Zemmour began as a print journalist, then graduated to CNews—a right-wing television network a la Fox News—attracting hundreds of thousands of viewers daily. He has been convicted for hate speech and has multiple cases. “My adversaries want my political death, journalists want my social death and jihadists want my death,” he declaimed.

His Islam-immigrant bashing helps him invade the far-right space occupied by another president-hopeful, Rassemblement National’s Marine Le Pen. Voters seem fatigued with Le Pen, increasingly seen as a poor debater, a repeat loser and too “mainstream” for radicals.

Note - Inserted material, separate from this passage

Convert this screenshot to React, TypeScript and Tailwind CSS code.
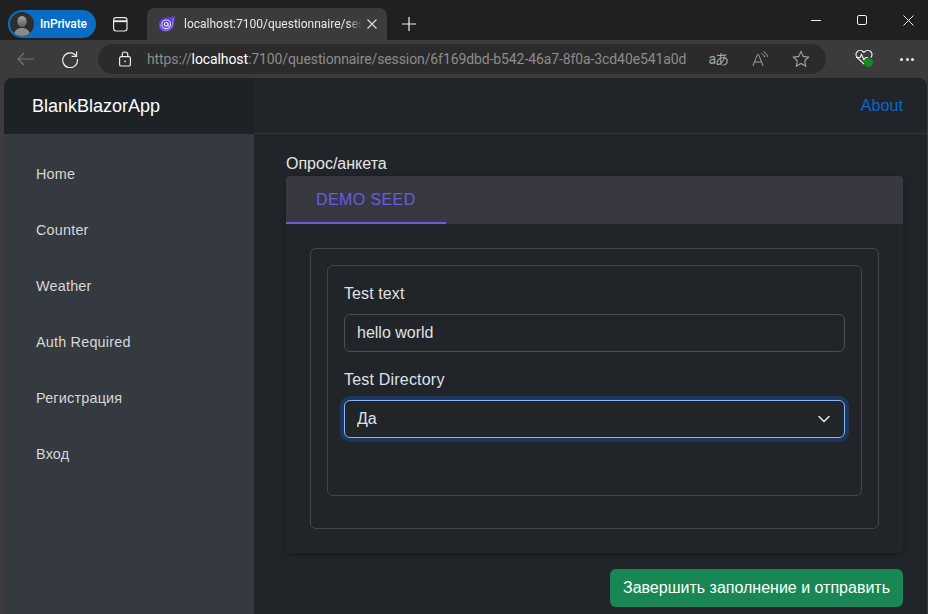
import React from "react";

const ui = "font-['Roboto',sans-serif]";

function Avatar() {
  return (
    <svg width="24" height="24" viewBox="0 0 24 24" className="shrink-0">
      <defs>
        <linearGradient id="pg" x1="0" y1="0" x2="0" y2="1">
          <stop offset="0" stopColor="#a8a8a8" />
          <stop offset="1" stopColor="#585858" />
        </linearGradient>
        <clipPath id="pc"><circle cx="12" cy="12" r="12" /></clipPath>
      </defs>
      <circle cx="12" cy="12" r="12" fill="#2e2e2e" />
      <g clipPath="url(#pc)">
        <ellipse cx="12" cy="9.500" rx="4.600" ry="5.600" fill="url(#pg)" />
        <path d="M3.500 24c.5-5.500 4-8 8.500-8s8 2.500 8.500 8z" fill="#8a8a8a" />
      </g>
    </svg>
  );
}

function BlazorIcon() {
  return (
    <svg width="18" height="18" viewBox="0 0 18 18" fill="none" className="shrink-0">
      <path d="M17 1 11.500 2.300C6.500 1.500 1 4.300.8 9.600c-.2 4.300 3.200 7.200 7.200 7.200 4 0 7.400-2.800 8-6.700.4-2.600.5-5.900 1-9.100z" fill="#5a3ed8" />
      <path d="M15.200 3.200c-.3 2-.5 4.800-.8 6.700-.5 3-3.200 5.400-6.400 5.400-3.300 0-5.900-2.500-5.700-5.800" stroke="#a99bf0" strokeWidth="0.800" />
      <circle cx="8.200" cy="9.300" r="4.300" stroke="#e2dcfb" strokeWidth="1.100" />
      <circle cx="8.200" cy="9.300" r="1.800" stroke="#f3f0ff" strokeWidth="1.100" />
      <path d="M10 8v2.200c0 1 1.300 1.200 1.900.5" stroke="#f3f0ff" strokeWidth="0.900" />
    </svg>
  );
}

function Chrome() {
  return (
    <div className={`shrink-0 ${ui}`}>
      <div className="h-10 bg-[#202020] flex items-end pl-2 relative">
        <div className="self-start mt-[10px] h-7 w-[88px] rounded-full bg-[#0a6cc4] flex items-center pl-[2px] gap-[6px]">
          <Avatar />
          <span className="text-white text-[12px] font-medium leading-none tracking-[-0.1px]">InPrivate</span>
        </div>
        <div className="self-start mt-[17px] ml-[17px] w-[14px] h-[14px]">
          <svg width="15" height="15" viewBox="0 0 15 15" fill="none" stroke="#e6e6e6" strokeWidth="1.200">
            <rect x="0.600" y="0.600" width="13.400" height="13.400" rx="2.400" />
            <path d="M0.600 4.200h13.400" strokeWidth="2" />
          </svg>
        </div>
        <div className="ml-[20px] h-8 w-[240px] rounded-t-lg bg-[#3b3b3b] flex items-center pl-[11px] pr-[10px]">
          <BlazorIcon />
          <span className="ml-[8px] w-[178px] whitespace-nowrap text-[#e8e8e8] text-[12px] leading-[16px] [mask-image:linear-gradient(to_right,black_92%,transparent)]">localhost:7100/questionnaire/ses</span>
          <svg width="10" height="10" viewBox="0 0 10 10" className="ml-[5px]" stroke="#e0e0e0" strokeWidth="1.100"><path d="M.5.5l9 9M9.500.5l-9 9" /></svg>
        </div>
        <svg width="14" height="14" viewBox="0 0 14 14" className="self-start mt-[17px] ml-[15px]" stroke="#f0f0f0" strokeWidth="1.200"><path d="M7 0v14M0 7h14" /></svg>
        <div className="absolute -right-[3px] top-0 flex">
          <div className="w-[46px] h-10 flex items-center justify-center"><div className="w-[10px] h-px bg-[#f0f0f0]" /></div>
          <div className="w-[46px] h-10 flex items-center justify-center"><div className="w-[10px] h-[10px] rounded-[2px] border border-[#f0f0f0]" /></div>
          <div className="w-[46px] h-10 flex items-center justify-center">
            <svg width="11" height="11" viewBox="0 0 11 11" stroke="#f0f0f0" strokeWidth="1"><path d="M.5.5l10 10M10.500.5l-10 10" /></svg>
          </div>
        </div>
      </div>
      <div className="h-[38px] bg-[#3b3b3b] flex items-center">
        <svg width="18" height="14" viewBox="0 0 18 14" fill="none" stroke="#757575" strokeWidth="1.100" className="ml-[17px] shrink-0"><path d="M17 7H1M7 1 1 7l6 6" /></svg>
        <svg width="18" height="18" viewBox="0 0 18 18" fill="none" stroke="#ececec" strokeWidth="1.200" className="ml-[26px] shrink-0">
          <path d="M15.300 6.200A7.400 7.400 0 1 0 16.400 9" />
          <path d="M15.600 1.400v5h-5" />
        </svg>
        <div className="ml-[19px] h-[30px] w-[728px] shrink-0 rounded-full bg-[#2b2b2b] flex items-center pl-[20px] pr-[16px]">
          <svg width="14" height="16" viewBox="0 0 14 16" fill="none" stroke="#ececec" strokeWidth="1.200" className="shrink-0">
            <rect x="1.600" y="5.600" width="10.800" height="9.400" rx="1.600" />
            <path d="M4.200 5.600V3.800a2.800 2.800 0 0 1 5.600 0v1.800" />
            <circle cx="7" cy="10.300" r="0.900" fill="#ececec" stroke="none" />
          </svg>
          <span className="ml-[15px] flex-1 text-[14px] leading-[18px] whitespace-nowrap text-[#8c8c8c] tracking-[-0.1px]">
            https://<span className="text-white">localhost</span>:7100/questionnaire/session/6f169dbd-b542-46a7-8f0a-3cd40e541a0d
          </span>
          <span className="text-[#a8a8a8] text-[14px] leading-none whitespace-nowrap font-['Roboto','Noto_Sans_CJK_JP',sans-serif] tracking-[-1px]">aあ</span>
          <svg width="17" height="16" viewBox="0 0 17 16" fill="none" stroke="#a0a0a0" strokeWidth="1" className="ml-[24px] shrink-0">
            <path d="M.8 15 5.500 3.500h1L11.200 15M2.500 11h7" />
            <path d="M9.500 2.500c1.700.5 2.800 1.800 3 3.800M11.500.8c2.300.8 3.700 2.700 3.900 5" />
          </svg>
          <svg width="18" height="18" viewBox="0 0 18 18" fill="none" stroke="#a0a0a0" strokeWidth="1.100" className="ml-[23px] shrink-0">
            <path d="M9 1.500l2.300 4.900 5.300.7-3.900 3.700 1 5.300L9 13.500l-4.700 2.600 1-5.300-3.900-3.700 5.300-.7z" />
          </svg>
        </div>
        <div className="relative ml-[29px] w-[20px] h-[18px] shrink-0">
          <svg width="18" height="15" viewBox="0 0 18 15" fill="none" stroke="#ececec" strokeWidth="1.200">
            <path d="M9 14 2.200 7.500a4 4 0 0 1 0-5.800 4.300 4.300 0 0 1 6 0l.8.800.8-.8a4.300 4.300 0 0 1 6 0 4 4 0 0 1 0 5.800" />
            <path d="M1 7.500h4l1.500-3 2.500 5.500 1.500-2.500H13" />
          </svg>
          <div className="absolute left-[9px] top-[8px] w-[9px] h-[9px] rounded-full bg-[#138a1f]" />
        </div>
        <div className="ml-[25px] flex gap-[2.500px] shrink-0">
          <div className="w-[3px] h-[3px] rounded-full bg-[#f0f0f0]" />
          <div className="w-[3px] h-[3px] rounded-full bg-[#f0f0f0]" />
          <div className="w-[3px] h-[3px] rounded-full bg-[#f0f0f0]" />
        </div>
      </div>
    </div>
  );
}

const nav = ["Home", "Counter", "Weather", "Auth Required", "Регистрация", "Вход"];

function Sidebar() {
  return (
    <aside className="w-[250px] shrink-0 flex flex-col bg-[#343a40]">
      <div className="h-[56px] shrink-0 bg-[#1d2227] flex items-center pl-7 text-white text-[18px]">BlankBlazorApp</div>
      <nav className="pt-[13px] flex flex-col">
        {nav.map((n) => (
          <div key={n} className="h-14 flex items-center pl-8 text-[14.4px] tracking-[0.2px] text-[#d7d7d7]">{n}</div>
        ))}
      </nav>
    </aside>
  );
}

function Main() {
  return (
    <main className="flex-1 min-w-0 bg-[#212529] flex flex-col text-[#dee2e6] text-[16px]">
      <header className="h-[56px] shrink-0 border-b border-[#32373c] flex items-center justify-end pr-6">
        <span className="text-[#0a66c8] tracking-[0.1px]">About</span>
      </header>
      <div className="pl-8 pr-6 pt-[20px]">
        <div className="h-[22px] leading-[19px] text-[#e6e6e6]">Опрос/анкета</div>
        <div className="rounded-[4px] bg-[#212529] shadow-[0_2px_6px_rgba(0,0,0,0.28)] overflow-hidden">
          <div className="h-12 bg-[#383840] flex">
            <div className="w-40 border-b-2 border-[#6a5be2] flex items-center pl-[30px] pt-[2px] text-[#6a5be2] tracking-[0.4px]">DEMO SEED</div>
          </div>
          <div className="p-6">
            <div className="border border-[#43474c] rounded-[6px] p-4 h-[281px]">
              <div className="border border-[#43474c] rounded-[6px] px-4 pt-4 h-[231px]">
                <div className="h-[24px] leading-[23px] tracking-[0.1px]">Test text</div>
                <input readOnly value="hello world" className="mt-2 block w-full h-[38px] px-3 bg-[#212529] border border-[#495057] rounded-[6px] text-[#dee2e6] outline-none" />
                <div className="mt-[16px] h-[24px] leading-[23px] tracking-[0.2px]">Test Directory</div>
                <div className="relative mt-2">
                  <select defaultValue="Да" className="appearance-none block w-full h-[38px] px-3 bg-[#212529] border border-[#86b7fe] rounded-[6px] text-[#dee2e6] outline-none shadow-[0_0_0_4px_rgba(13,110,253,0.25)]">
                    <option>Да</option>
                    <option>Нет</option>
                  </select>
                  <svg width="12" height="8" viewBox="0 0 12 8" fill="none" stroke="#dee2e6" strokeWidth="1.600" strokeLinecap="round" strokeLinejoin="round" className="absolute right-[15px] top-[15px] pointer-events-none">
                    <path d="M1 1.500l5 5 5-5" />
                  </svg>
                </div>
              </div>
            </div>
          </div>
        </div>
        <div className="mt-4 flex justify-end">
          <div className="h-[38px] px-[13px] rounded-[6px] bg-[#198754] text-white flex items-center">Завершить заполнение и отправить</div>
        </div>
      </div>
    </main>
  );
}

export default function App() {
  return (
    <div className="w-[928px] h-[614px] overflow-hidden bg-[#3b3b3b] flex flex-col font-['Liberation_Sans',sans-serif]">
      <Chrome />
      <div className="flex-1 min-h-0 ml-1 mr-px rounded-t-lg overflow-hidden flex">
        <Sidebar />
        <Main />
      </div>
    </div>
  );
}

But working classes support her, especially the poor, young voters with temporary jobs who feel cheated by globalisation. Zemmour is supported by businessmen, shop-owners and older, bourgeois men who feel French culture and family values are threatened by immigration.

A “Great Rapprochement” between Zemmour and Le Pen would secure them a third of the votes and presidential victory. If not, they split the right-wing vote bank and destroy each other. But rapprochement seems unlikely because they hate each other. Zemmour calls Le Pen pathetic; she calls him arrogant. Precisely because his opponents are divided, analysts expect Macron—still a divisive figure—to win even though he faces a fresh challenge from the centre-right candidate Les Républicains’ Valerie Pécresse. She projects herself as a combination of Margaret Thatcher and Angela Merkel. That seems a contradiction in terms aimed to win votes left, right and centre.

Latest polls show Zemmour is losing steam. Macron has 23 per cent of the vote, Pécresse leapfrogs to 20 per cent, Le Pen 15 per cent and Zemmour 14 per cent. Usually in France, the least hated figure wins. The most rejected candidate loses. A backlash brews—59 per cent of French voters now reject Zemmour. Bombast aside, like Napoleon, Zemmour may yet discover “impossible” can be very French.